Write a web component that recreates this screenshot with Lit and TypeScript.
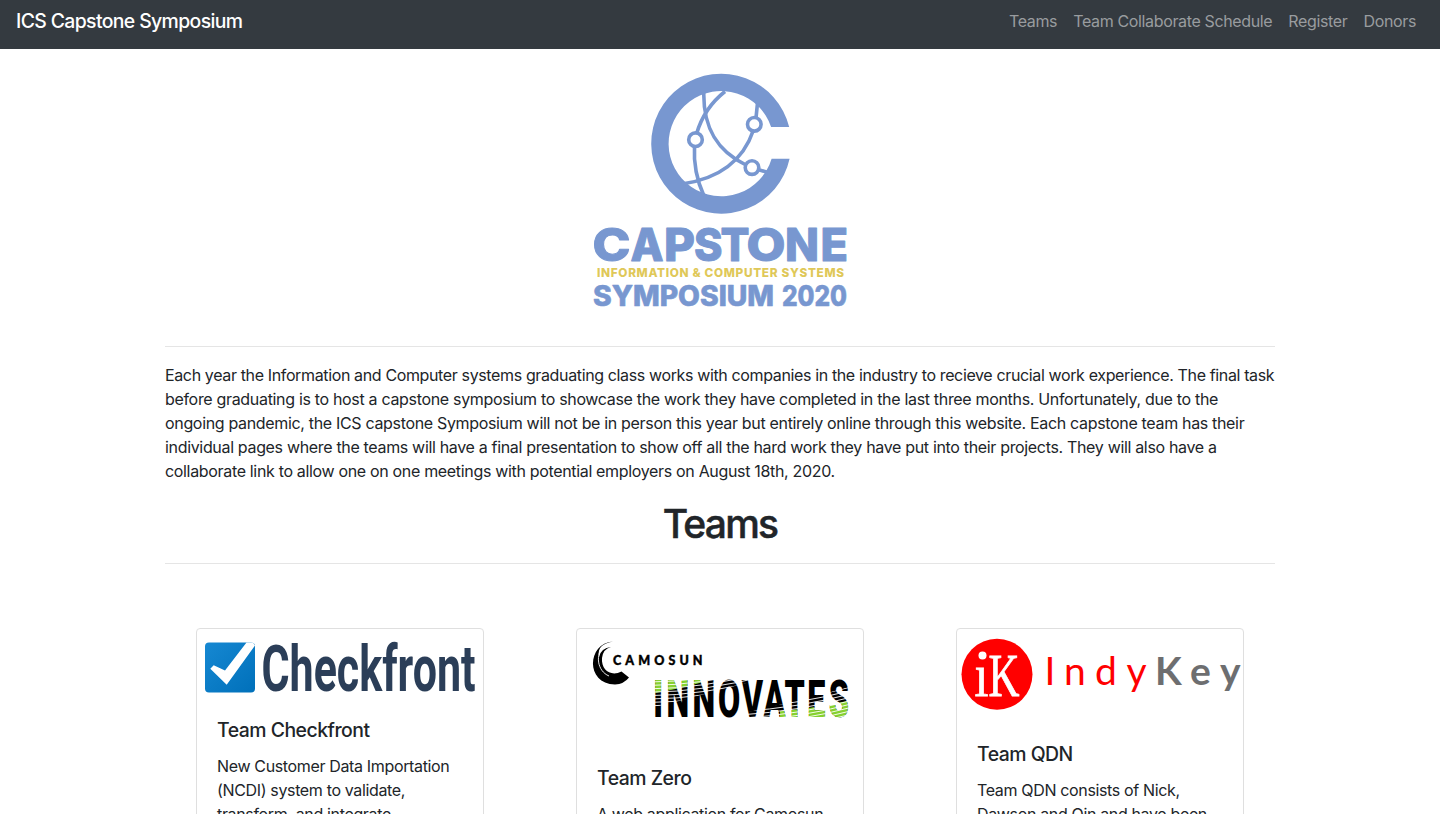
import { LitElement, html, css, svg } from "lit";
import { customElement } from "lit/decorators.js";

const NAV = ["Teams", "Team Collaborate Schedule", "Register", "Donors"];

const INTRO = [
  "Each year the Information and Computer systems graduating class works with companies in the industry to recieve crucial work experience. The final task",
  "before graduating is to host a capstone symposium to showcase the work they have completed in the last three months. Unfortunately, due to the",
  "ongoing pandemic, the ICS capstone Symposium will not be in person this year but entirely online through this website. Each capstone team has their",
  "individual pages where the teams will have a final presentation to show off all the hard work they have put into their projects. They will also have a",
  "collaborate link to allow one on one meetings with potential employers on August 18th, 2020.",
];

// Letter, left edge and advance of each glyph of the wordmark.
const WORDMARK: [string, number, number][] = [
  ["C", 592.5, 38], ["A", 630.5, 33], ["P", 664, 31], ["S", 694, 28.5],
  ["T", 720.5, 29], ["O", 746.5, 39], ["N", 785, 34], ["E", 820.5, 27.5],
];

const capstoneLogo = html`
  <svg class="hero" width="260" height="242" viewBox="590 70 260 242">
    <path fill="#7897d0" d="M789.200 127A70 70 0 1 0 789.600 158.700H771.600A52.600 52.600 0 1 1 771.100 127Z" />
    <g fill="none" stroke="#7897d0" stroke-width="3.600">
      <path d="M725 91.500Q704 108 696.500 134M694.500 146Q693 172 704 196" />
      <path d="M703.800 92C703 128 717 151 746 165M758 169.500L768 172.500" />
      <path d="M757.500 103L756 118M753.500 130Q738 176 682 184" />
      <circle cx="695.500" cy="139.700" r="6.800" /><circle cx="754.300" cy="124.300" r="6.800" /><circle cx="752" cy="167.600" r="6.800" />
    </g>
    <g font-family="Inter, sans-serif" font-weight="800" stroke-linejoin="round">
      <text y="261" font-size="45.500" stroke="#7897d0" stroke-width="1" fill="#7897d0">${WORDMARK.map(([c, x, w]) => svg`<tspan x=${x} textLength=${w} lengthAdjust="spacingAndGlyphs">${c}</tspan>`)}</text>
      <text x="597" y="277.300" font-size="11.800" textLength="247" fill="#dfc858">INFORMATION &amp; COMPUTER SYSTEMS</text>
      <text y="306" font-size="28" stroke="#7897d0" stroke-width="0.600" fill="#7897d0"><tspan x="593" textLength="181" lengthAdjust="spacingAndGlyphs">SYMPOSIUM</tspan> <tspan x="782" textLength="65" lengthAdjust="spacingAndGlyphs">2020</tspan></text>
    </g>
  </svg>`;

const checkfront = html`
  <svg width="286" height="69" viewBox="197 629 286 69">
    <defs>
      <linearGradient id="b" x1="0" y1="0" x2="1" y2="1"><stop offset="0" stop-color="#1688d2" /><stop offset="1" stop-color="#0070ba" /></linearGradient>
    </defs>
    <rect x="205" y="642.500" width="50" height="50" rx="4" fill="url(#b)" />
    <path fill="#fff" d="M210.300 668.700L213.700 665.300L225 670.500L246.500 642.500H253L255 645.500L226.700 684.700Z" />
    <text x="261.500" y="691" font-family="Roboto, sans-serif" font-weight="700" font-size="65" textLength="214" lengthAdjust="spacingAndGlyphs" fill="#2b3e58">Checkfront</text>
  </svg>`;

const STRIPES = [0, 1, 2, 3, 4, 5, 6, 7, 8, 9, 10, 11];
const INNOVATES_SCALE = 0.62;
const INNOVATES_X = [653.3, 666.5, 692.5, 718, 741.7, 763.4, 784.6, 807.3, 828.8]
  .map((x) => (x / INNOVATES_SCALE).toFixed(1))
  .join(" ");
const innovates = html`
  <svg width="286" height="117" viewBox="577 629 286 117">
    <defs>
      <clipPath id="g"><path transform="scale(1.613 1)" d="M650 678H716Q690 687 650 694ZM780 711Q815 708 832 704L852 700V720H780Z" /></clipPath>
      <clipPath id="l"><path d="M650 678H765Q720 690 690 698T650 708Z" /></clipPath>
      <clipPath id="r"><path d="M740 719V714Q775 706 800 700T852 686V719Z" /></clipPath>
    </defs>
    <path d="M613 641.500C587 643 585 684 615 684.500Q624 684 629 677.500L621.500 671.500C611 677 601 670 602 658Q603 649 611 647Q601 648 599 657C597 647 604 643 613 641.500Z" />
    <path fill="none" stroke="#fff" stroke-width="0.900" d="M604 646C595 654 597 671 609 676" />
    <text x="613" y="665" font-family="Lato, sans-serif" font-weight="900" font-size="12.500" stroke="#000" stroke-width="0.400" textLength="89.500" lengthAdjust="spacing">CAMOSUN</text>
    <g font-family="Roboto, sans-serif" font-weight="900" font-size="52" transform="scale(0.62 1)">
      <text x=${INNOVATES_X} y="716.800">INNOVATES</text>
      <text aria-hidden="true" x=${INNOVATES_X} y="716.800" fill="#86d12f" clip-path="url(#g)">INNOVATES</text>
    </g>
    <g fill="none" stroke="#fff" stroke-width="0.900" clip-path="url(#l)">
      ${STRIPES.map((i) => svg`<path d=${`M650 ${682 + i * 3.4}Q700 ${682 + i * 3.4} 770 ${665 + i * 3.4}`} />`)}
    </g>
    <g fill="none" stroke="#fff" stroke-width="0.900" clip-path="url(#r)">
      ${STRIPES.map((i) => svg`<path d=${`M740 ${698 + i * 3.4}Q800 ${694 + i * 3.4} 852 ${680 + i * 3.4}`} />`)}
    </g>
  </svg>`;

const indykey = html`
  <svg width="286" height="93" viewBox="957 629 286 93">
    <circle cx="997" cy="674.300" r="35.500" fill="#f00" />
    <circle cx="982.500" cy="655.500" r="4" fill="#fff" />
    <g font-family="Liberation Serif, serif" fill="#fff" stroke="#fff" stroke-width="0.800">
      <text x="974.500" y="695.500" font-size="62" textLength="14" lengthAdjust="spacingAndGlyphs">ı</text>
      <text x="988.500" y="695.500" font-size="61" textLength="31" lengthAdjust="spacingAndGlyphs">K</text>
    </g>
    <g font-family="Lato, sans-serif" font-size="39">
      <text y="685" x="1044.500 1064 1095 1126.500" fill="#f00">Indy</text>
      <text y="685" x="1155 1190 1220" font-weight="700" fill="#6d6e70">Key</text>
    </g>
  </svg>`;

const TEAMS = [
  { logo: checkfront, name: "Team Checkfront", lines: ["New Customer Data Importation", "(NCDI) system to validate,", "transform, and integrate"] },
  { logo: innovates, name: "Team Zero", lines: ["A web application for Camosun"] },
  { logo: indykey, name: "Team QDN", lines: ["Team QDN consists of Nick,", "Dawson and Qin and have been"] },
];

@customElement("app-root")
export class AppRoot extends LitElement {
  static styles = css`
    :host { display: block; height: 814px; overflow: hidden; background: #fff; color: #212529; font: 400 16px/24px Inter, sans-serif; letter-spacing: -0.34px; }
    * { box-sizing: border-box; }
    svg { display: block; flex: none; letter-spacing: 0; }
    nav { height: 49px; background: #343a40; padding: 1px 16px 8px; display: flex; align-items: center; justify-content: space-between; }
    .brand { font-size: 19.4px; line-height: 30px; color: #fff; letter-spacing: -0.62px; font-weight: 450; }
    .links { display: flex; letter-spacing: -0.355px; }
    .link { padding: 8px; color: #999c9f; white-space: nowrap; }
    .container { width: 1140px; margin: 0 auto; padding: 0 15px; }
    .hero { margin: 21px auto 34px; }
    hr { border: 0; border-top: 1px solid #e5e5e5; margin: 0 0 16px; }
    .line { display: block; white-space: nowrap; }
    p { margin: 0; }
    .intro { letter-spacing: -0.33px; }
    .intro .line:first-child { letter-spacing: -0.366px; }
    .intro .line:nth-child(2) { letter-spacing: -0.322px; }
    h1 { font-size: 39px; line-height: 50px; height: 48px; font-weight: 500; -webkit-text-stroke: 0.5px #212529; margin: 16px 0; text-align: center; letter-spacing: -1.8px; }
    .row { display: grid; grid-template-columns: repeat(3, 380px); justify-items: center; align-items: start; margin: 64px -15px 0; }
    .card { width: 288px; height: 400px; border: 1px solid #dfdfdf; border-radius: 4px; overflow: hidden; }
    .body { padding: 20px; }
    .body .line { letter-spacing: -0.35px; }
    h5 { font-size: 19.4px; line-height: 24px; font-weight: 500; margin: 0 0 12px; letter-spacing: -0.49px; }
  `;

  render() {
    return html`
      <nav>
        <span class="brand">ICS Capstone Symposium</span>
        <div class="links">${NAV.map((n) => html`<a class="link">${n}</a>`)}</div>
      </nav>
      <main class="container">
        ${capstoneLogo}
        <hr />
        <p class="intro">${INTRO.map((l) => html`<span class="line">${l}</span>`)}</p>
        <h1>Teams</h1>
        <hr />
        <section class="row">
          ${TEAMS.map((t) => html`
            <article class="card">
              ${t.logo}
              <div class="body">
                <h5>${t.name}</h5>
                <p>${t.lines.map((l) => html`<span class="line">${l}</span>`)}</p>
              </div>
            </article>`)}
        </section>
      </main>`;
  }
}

□ □ □ □

▶ _TASK STATEMENT_
Return the number of lines that include the word "with", and nothing else.

▶ _THE SOLUTION_
3